Written task — Transcribe the records that follow. Keep every word exactly, and drop the pictures.

Stored rows —
++++++++
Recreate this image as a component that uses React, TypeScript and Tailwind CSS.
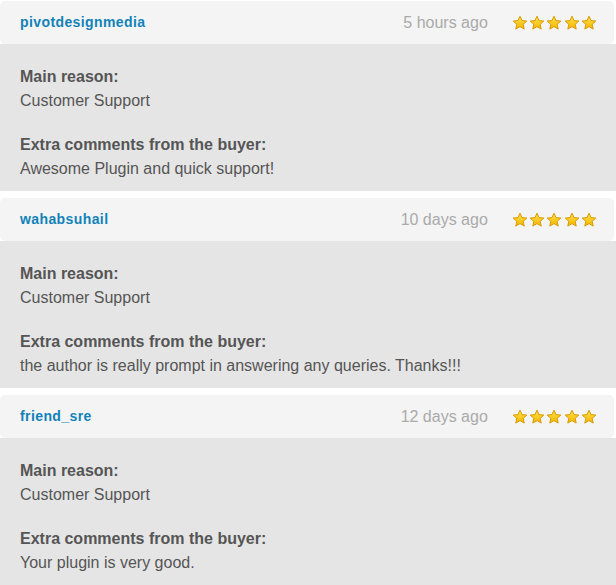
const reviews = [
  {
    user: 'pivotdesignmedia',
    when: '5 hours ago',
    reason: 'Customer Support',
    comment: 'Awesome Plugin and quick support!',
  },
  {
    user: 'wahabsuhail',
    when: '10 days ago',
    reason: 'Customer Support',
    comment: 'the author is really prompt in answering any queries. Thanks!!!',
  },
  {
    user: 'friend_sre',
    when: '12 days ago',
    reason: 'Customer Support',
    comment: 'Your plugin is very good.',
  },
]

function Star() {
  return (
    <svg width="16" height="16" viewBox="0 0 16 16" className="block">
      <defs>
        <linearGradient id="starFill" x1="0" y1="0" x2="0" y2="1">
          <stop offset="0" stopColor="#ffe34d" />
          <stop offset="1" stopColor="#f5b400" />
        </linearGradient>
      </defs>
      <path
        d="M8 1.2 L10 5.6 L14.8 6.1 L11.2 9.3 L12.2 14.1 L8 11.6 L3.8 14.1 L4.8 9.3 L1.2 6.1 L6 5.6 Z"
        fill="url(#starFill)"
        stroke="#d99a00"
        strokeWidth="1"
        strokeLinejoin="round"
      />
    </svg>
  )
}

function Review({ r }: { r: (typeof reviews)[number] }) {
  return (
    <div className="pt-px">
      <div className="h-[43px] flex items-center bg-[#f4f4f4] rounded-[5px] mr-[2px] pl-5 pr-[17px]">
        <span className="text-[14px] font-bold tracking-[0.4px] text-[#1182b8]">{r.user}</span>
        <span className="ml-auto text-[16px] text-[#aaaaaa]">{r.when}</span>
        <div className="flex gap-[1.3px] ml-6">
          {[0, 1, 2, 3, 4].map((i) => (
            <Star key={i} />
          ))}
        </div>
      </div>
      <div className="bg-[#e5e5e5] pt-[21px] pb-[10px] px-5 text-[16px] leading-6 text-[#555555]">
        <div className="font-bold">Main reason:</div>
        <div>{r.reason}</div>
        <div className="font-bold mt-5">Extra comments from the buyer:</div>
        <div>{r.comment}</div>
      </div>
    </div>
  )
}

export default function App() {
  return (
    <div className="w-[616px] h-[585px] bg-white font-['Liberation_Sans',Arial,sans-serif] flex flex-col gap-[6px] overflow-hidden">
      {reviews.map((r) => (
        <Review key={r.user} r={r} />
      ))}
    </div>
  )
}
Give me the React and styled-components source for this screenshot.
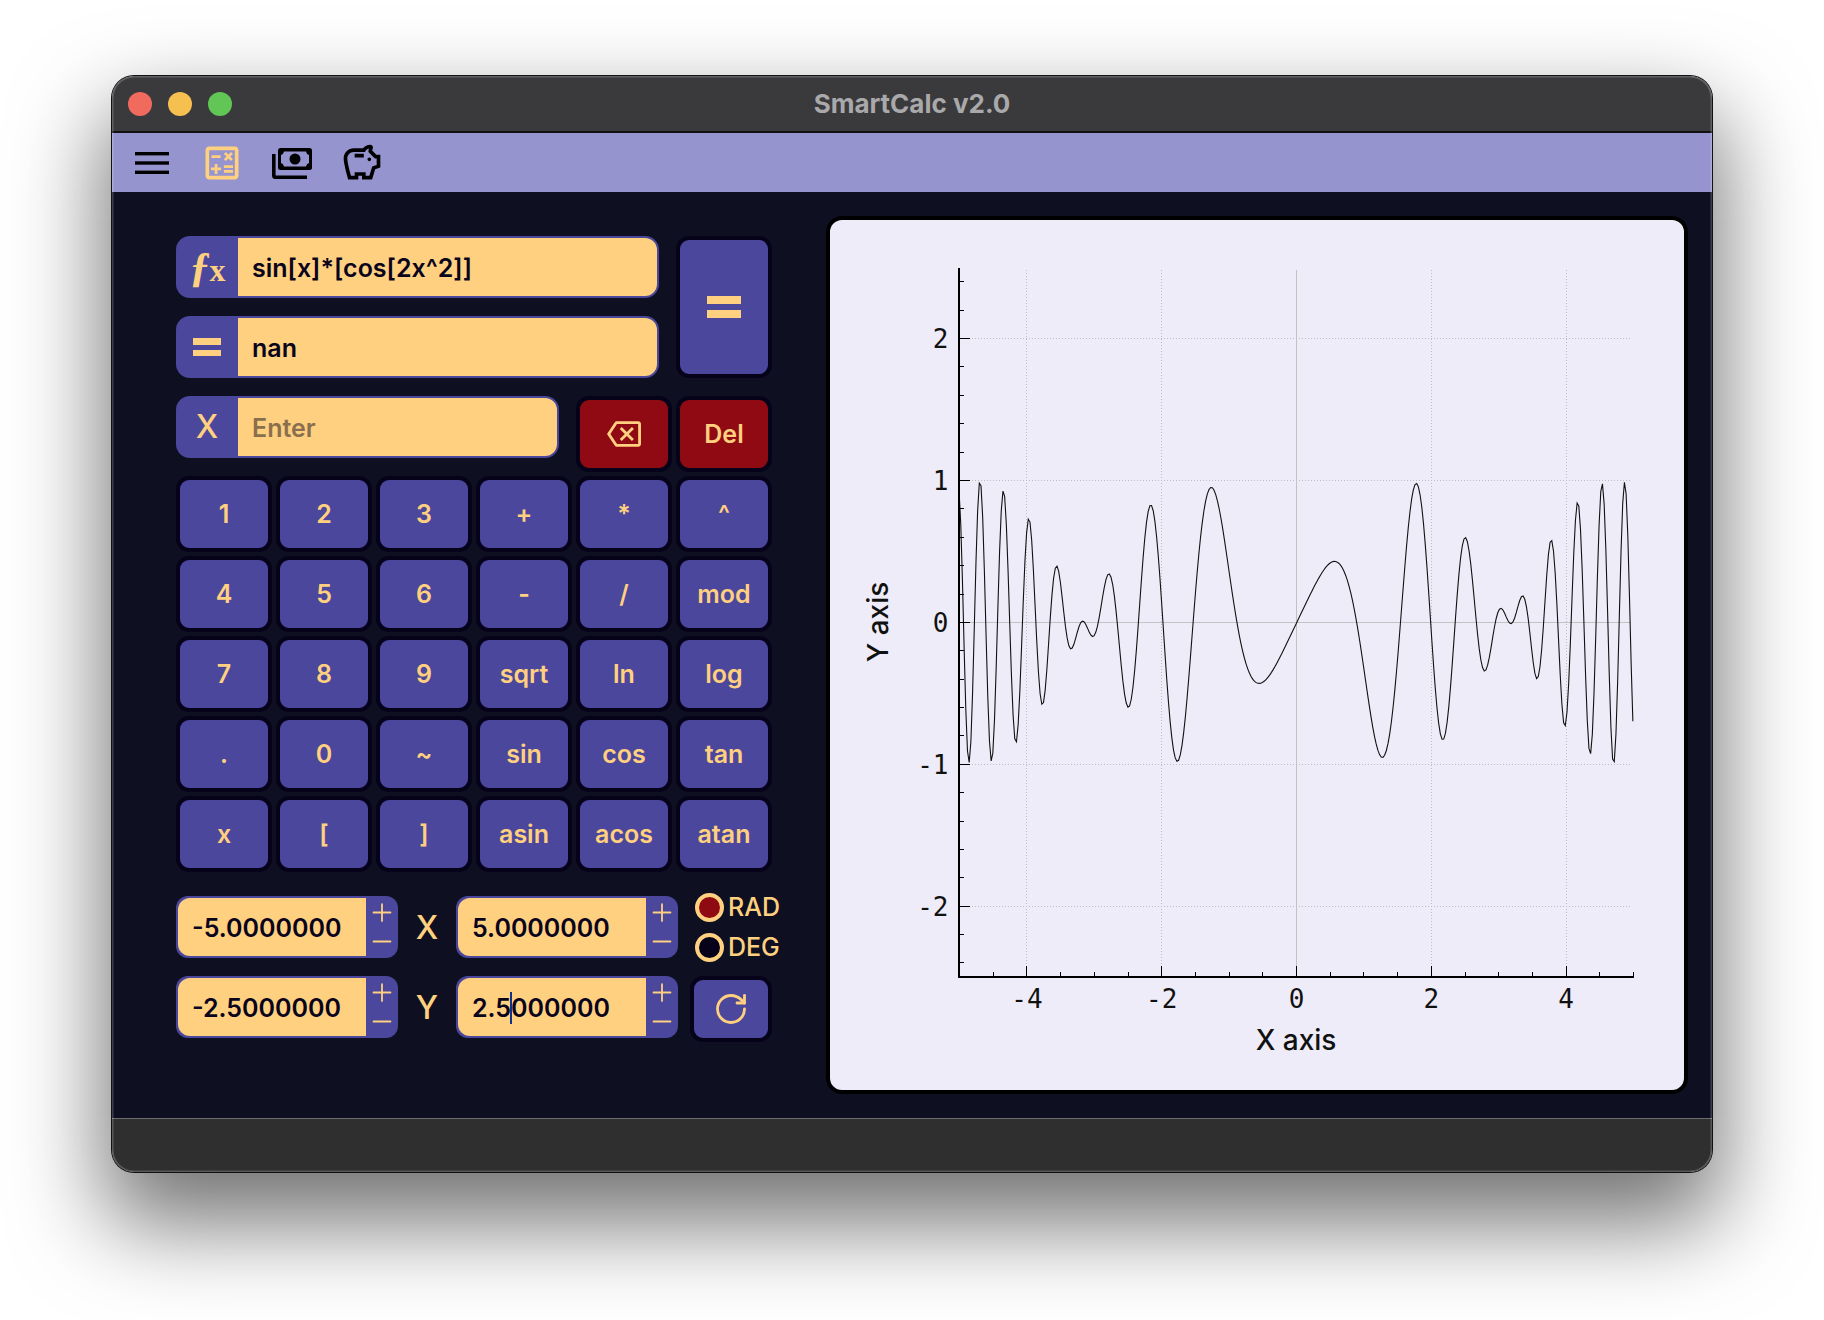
++++++++
Solution to this exercise —
Recreate this image as a component that uses React, TypeScript and Tailwind CSS.
const reviews = [
  {
    user: 'pivotdesignmedia',
    when: '5 hours ago',
    reason: 'Customer Support',
    comment: 'Awesome Plugin and quick support!',
  },
  {
    user: 'wahabsuhail',
    when: '10 days ago',
    reason: 'Customer Support',
    comment: 'the author is really prompt in answering any queries. Thanks!!!',
  },
  {
    user: 'friend_sre',
    when: '12 days ago',
    reason: 'Customer Support',
    comment: 'Your plugin is very good.',
  },
]

function Star() {
  return (
    <svg width="16" height="16" viewBox="0 0 16 16" className="block">
      <defs>
        <linearGradient id="starFill" x1="0" y1="0" x2="0" y2="1">
          <stop offset="0" stopColor="#ffe34d" />
          <stop offset="1" stopColor="#f5b400" />
        </linearGradient>
      </defs>
      <path
        d="M8 1.2 L10 5.6 L14.8 6.1 L11.2 9.3 L12.2 14.1 L8 11.6 L3.8 14.1 L4.8 9.3 L1.2 6.1 L6 5.6 Z"
        fill="url(#starFill)"
        stroke="#d99a00"
        strokeWidth="1"
        strokeLinejoin="round"
      />
    </svg>
  )
}

function Review({ r }: { r: (typeof reviews)[number] }) {
  return (
    <div className="pt-px">
      <div className="h-[43px] flex items-center bg-[#f4f4f4] rounded-[5px] mr-[2px] pl-5 pr-[17px]">
        <span className="text-[14px] font-bold tracking-[0.4px] text-[#1182b8]">{r.user}</span>
        <span className="ml-auto text-[16px] text-[#aaaaaa]">{r.when}</span>
        <div className="flex gap-[1.3px] ml-6">
          {[0, 1, 2, 3, 4].map((i) => (
            <Star key={i} />
          ))}
        </div>
      </div>
      <div className="bg-[#e5e5e5] pt-[21px] pb-[10px] px-5 text-[16px] leading-6 text-[#555555]">
        <div className="font-bold">Main reason:</div>
        <div>{r.reason}</div>
        <div className="font-bold mt-5">Extra comments from the buyer:</div>
        <div>{r.comment}</div>
      </div>
    </div>
  )
}

export default function App() {
  return (
    <div className="w-[616px] h-[585px] bg-white font-['Liberation_Sans',Arial,sans-serif] flex flex-col gap-[6px] overflow-hidden">
      {reviews.map((r) => (
        <Review key={r.user} r={r} />
      ))}
    </div>
  )
}
Give me the React and styled-components source for this screenshot.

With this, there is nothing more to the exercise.